Watching Charlotte's fresh, chubby baby face light up as her bubbly mother sings children's songs, completely belies the fact that she needs surgery to fill in "quite a large hole" in her heart and correct her spine.

They are operations she will not be strong enough to handle until she is aged about two.

Doctors have given Rechichi and partner Karl Reindler, a former V8 Supercar driver, a positive prognosis for their precious girl and they were keen to raise awareness about the one in 100 babies born with congenital heart disease.

"It's very difficult for people to talk about because it's one thing to have to deal with it without then the whole world knowing, too," she said.

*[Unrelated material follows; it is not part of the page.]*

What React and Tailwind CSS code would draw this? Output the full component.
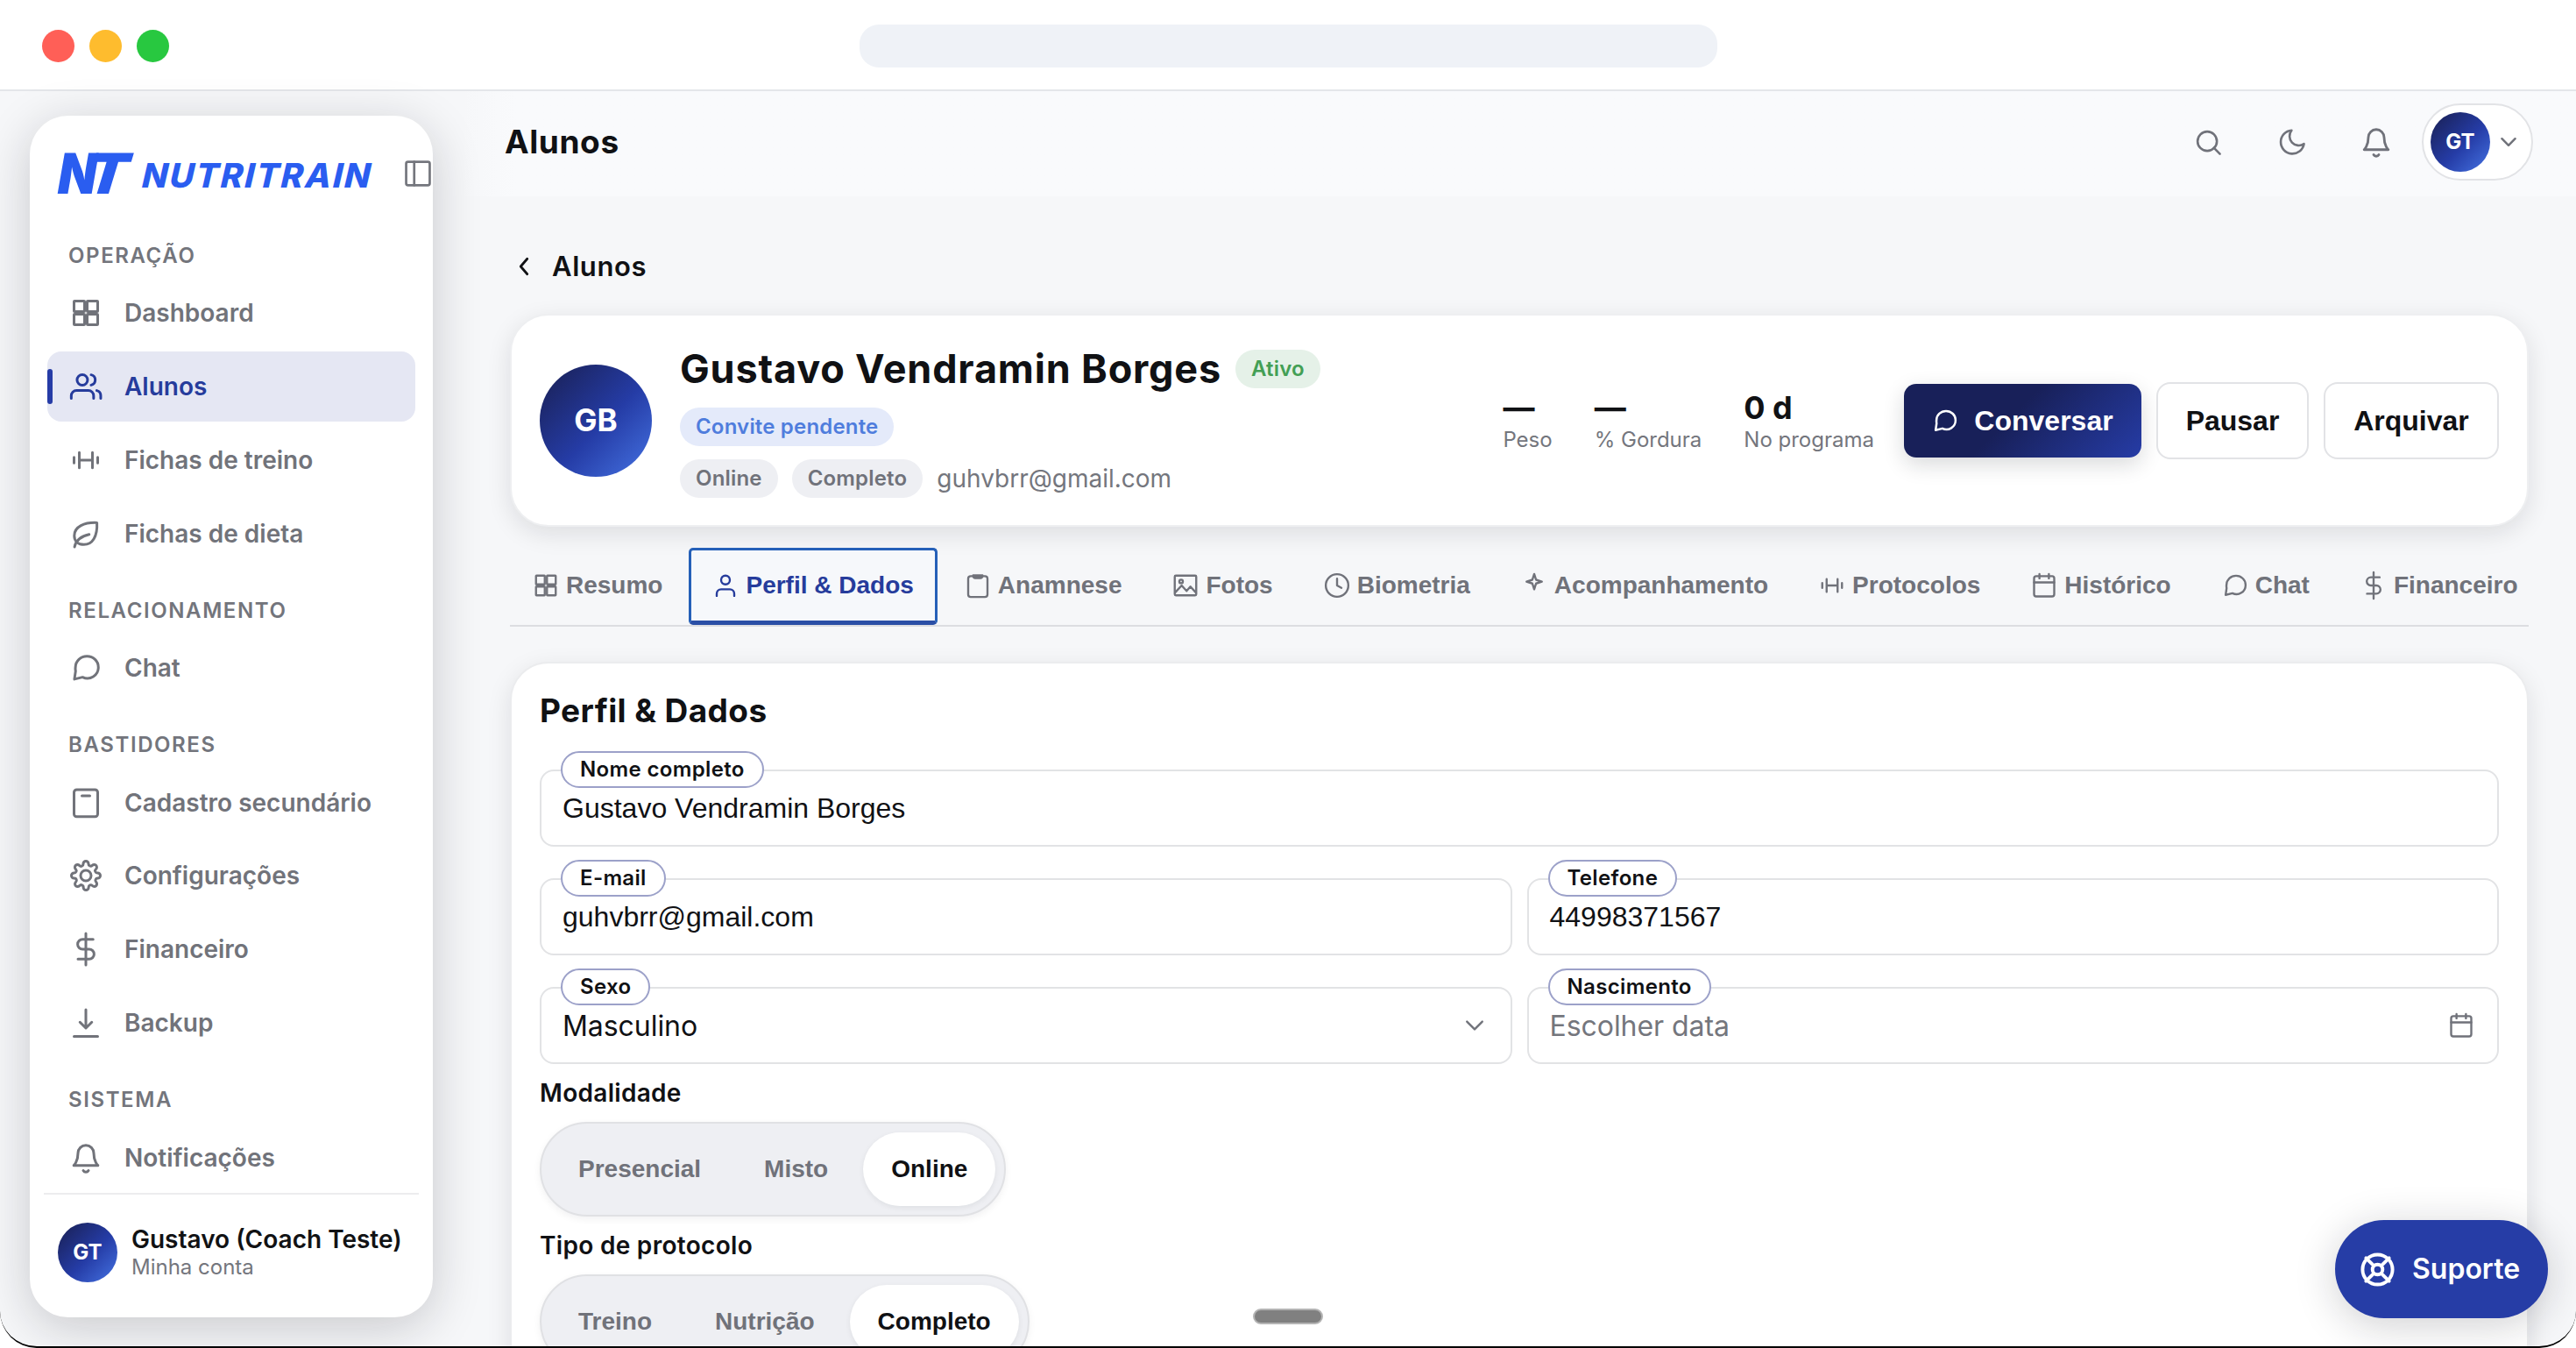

"We willingly talk about it now because most people don't know how common it is. Four babies are born every day with congenital heart disease but you don't think about that until it's you.

"Sport teaches you that there is nothing you can't overcome and you can problem-solve pretty much anything to the extent that you're willing and determined.

"But this was a different scenario where it was the first time in your life that you kind of had no control and it then becomes how you deal with it afterwards.

Rechichi said she had tried to stay as healthy as possible during pregnancy to give Charlotte her best shot at life. She ran regularly until it became too uncomfortable and then switched to walking, yoga and Pilates.

Rechichi grew up in Nedlands and Peppermint Grove and was at one stage training to be a gymnast.

"But my parents took me out of that and I had all of this extra energy, so they sent me to the furthest place they could to burn it off and that was in the middle of the Swan River," she laughed, recalling the moment her journey into elite sailing began.

But in 2006, her life, let alone her Olympic dreams, was threatened by a mystery virus after she ingested contaminated waters from China's Fushan Bay.

She said complications still lingered from the illness, which left her in hospital for a scary four months and led to her shedding 20 per cent of her already fragile frame as she lay sleeping for up to 18 hours a day.

"I'd hardly ever got sick before that and have had a whole bunch of issues since then, so I think it's definitely played a role in affecting my immune system," she said.

Reindler, who is now a now a development manager for the Confederation of Australian Motor Sport's young driver academy, is also no stranger to adversity.

In 2011, he was involved in one of the most spectacular crashes at Perth's Barbagallo Raceway when his car turned into a fireball after being hit and he needed major skin grafts from WA burns specialist Fiona Wood.

A horrified Rechichi was watching on from the stands.

Now she jokes Charlotte looks so much like her father, some people referred to her as "Karlotte".

Rechichi, who turns 30 in January, retains a strong friendship with her women's 470 gold medal sailing partner Tessa Parkinson and is hopeful of a return to Australia's Olympic team in some form of mentoring role for Rio next year.